<<<<

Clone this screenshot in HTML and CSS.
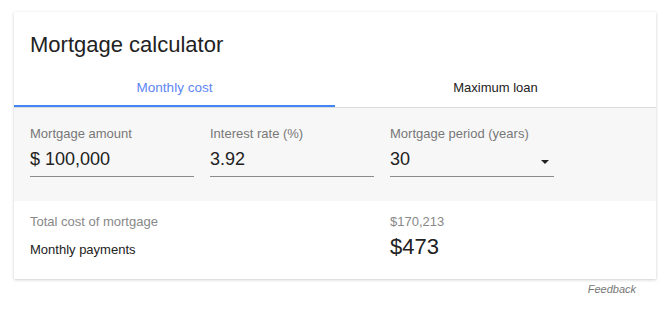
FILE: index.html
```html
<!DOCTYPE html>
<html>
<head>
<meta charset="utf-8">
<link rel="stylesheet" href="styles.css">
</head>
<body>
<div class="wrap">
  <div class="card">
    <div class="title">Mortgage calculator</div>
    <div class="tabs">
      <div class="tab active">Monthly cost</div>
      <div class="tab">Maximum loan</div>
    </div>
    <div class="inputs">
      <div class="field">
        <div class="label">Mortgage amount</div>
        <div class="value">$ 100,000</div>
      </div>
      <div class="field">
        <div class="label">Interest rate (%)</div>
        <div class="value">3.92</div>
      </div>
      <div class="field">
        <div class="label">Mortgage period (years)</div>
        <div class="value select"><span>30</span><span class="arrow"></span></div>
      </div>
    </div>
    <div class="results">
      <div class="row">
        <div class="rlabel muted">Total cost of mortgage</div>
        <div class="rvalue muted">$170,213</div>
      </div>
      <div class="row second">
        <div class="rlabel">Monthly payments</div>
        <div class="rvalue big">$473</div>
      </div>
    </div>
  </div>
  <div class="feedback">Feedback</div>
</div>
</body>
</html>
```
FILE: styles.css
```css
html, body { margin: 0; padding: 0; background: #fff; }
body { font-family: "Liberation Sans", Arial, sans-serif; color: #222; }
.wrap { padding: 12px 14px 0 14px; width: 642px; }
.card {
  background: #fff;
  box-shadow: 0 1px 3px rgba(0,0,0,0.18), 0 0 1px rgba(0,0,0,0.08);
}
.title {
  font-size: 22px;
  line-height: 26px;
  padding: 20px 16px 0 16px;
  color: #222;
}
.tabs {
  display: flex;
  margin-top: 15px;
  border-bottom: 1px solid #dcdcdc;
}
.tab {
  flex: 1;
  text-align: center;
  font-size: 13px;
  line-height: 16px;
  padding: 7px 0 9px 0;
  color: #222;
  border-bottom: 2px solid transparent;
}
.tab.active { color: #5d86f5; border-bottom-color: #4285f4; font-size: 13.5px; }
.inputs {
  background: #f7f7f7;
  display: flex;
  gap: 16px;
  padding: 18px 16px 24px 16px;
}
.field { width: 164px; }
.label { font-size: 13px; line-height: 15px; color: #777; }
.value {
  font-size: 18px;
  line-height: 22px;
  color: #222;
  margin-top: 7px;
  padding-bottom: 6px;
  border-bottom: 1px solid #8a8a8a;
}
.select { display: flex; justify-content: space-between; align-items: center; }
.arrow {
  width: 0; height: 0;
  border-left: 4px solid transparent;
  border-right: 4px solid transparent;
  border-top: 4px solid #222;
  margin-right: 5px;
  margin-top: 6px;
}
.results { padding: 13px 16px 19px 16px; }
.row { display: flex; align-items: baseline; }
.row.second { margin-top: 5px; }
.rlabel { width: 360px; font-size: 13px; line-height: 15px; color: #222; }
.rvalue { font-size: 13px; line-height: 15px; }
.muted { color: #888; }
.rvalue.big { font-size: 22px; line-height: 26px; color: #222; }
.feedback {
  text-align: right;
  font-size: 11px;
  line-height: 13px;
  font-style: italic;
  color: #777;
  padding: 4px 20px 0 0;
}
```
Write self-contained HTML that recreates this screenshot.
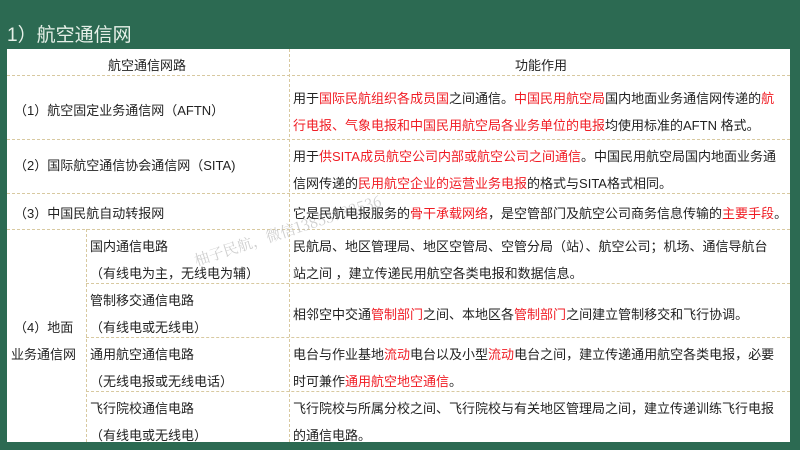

>>>>

- [Directive]: Copy all lines from the entries that contain the word "screenshot".

- [Answer to this task]:
Clone this screenshot in HTML and CSS.
Write self-contained HTML that recreates this screenshot.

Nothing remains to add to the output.